Arrosticini, Coldiretti Abruzzo: “La Dop è l’unico marchio per promuoverli”

Nella “guerra” degli arrosticini Coldiretti Abruzzo dice no all’Igp : “La Dop è l’unico marchio da promuovere per valorizzarli”. L’argomento è stato affrontato da “31 minuti”, la trasmissione di Rete8 e del quotidiano il Centro curata e condotta da Pietro Lambertini

Che non si parli una questione di lana caprina. La battaglia per il riconoscimento del marchio Dop o Igp per gli arrosticini d’Abruzzo è una faccenda incentrata sulla tutela del patrimonio gastronomico regionale, oltre che sulla difesa di un’intera filiera e di un settore, quello della zootecnia, in evidente sofferenza.

«La necessità di tutelare e promuovere l’arrosticino abruzzese, prodotto tipico apprezzato in tutto il mondo, è un’esigenza che si divide tra chi vuole il sostegno dell’economia agropastorale e chi, invece, punta alla semplice valorizzazione di un “simbolo” dell’agroalimentare senza tutelarne la tradizione, il valore intrinseco e l’indotto che la sua “giusta valorizzazione” potrebbe favorire»: è questo il duro commento di Coldiretti Abruzzo in merito alle diverse e contrastanti posizioni nate intorno al riconoscimento del marchio comunitario dell’arrosticino abruzzese, attualmente in attesa di riconoscimento Igp. Per Coldiretti l’unico marchio da promuovere per gli arrosticini d’Abruzzo è quello Dop, denominazione di origine protetta, ben diverso dall’indicazione geografica protetta.
La differenza tra i due marchi sta nel fatto che, diversamente dalla Dop, l’Igp prevede che una sola delle fasi di lavorazione del prodotto finito avvenga all’interno dell’area geografica determinata (in questo caso l’Abruzzo), consentendo dunque l’utilizzo di carni straniere per la produzione dei rinomati arrosticini.

Che il prodotto gastronomico simbolo dell’Abruzzo si basi sull’importazione massiccia di carni ovine estere, più facili da reperire e lavorare, non è affatto una novità, perché quando la domanda supera l’offerta il risultato è che più di tre arrosticini su quattro sono prodotti con carne straniera, come torna a denunciare Coldiretti Abruzzo.
Una contraddizione in termini che è stata anche al centro della trasmissione “31 minuti”, curata e condotta dal giornalista del quotidiano Il Centro, Pietro Lambertini, e trasmessa da Rete8, che ha raccontato il giro d’affari generato dal prodotto tipico abruzzese, che muove un fatturato da 1 miliardo circa, per una filiera che conta 12 mila posti di lavoro. Di quel milione di pecore abruzzesi di dannunziana memoria, che a settembre lasciavano gli stazzi e andavano verso il mare, oggi ne restano poco meno di 2/5, insufficienti a sopperire al fabbisogno di arrosticini, tanto da rendere necessario, come spiega Lambertini nella sua inchiesta, l’importazione di 700 mila pecore straniere, la cui carne, più grassa, viene considerata più adatta alla produzione dei gustosi arrosticini.
Nella battaglia per il riconoscimento del marchio comunitario, Coldiretti si schiera dunque con la Dop: l’utilizzo di carne di ovini allevati in regione, garantirebbe infatti la vera origine abruzzese dell’intera filiera, con risultati e vantaggi per tutto il settore zootecnico, che vive una profonda crisi e una drastica diminuzione dei ricavi e degli operatori.
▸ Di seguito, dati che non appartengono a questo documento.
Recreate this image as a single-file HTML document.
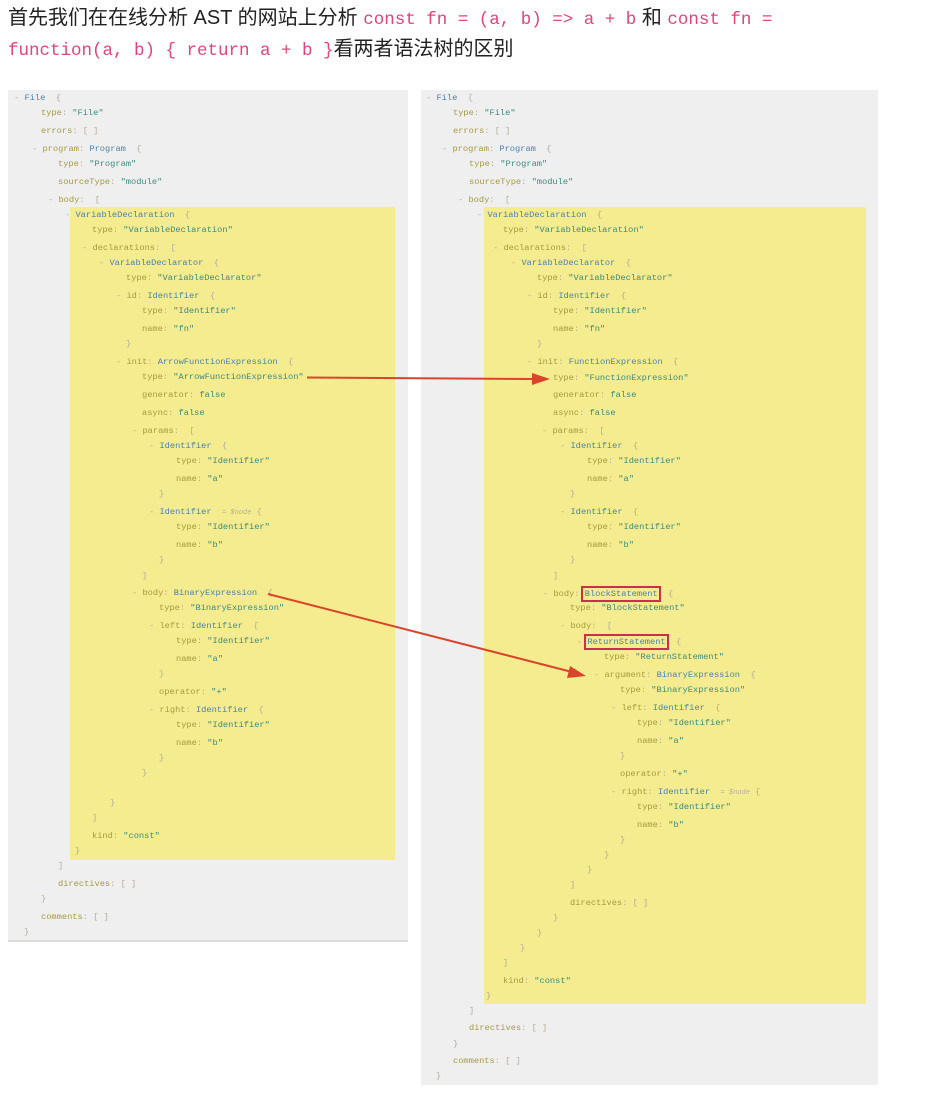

«Se da una parte l’arrosticino conquista piazze e mercati internazionali, dall’altra la zootecnia abruzzese deve fare i conti, ogni giorno, con gli insostenibili prezzi di gestione, le conseguenze del cambiamento climatico e il fisiologico abbandono dell’attività da parte dei pastori che oggi sono meno di mille e governano un patrimonio di circa 190mila capi adulti, di cui un terzo destinati alla produzione dei rinomati “spiedini” di pecora», rimarca Pietropaolo Martinelli, presidente di Coldiretti Abruzzo e allevatore ovino che si appella alla politica regionale, chiedendo di non indietreggiare per logiche di mercato o per favorire la produzione industriale. «Oggi più che mai è necessario prendere una posizione chiara per presentare a Bruxelles la Denominazione di origine protetta con l’obiettivo di salvare un settore e riportarlo allo splendore che merita, ma anche per permettere al consumatore di poter scegliere un arrosticino fatto veramente con carne abruzzese e non semplicemente macellata o confezionata in Abruzzo.»

Sarebbe un passo in avanti per tutelare il patrimonio enogastronomico regionale e rendere appetibile il settore zootecnico con la creazione di nuovi posti di lavoro.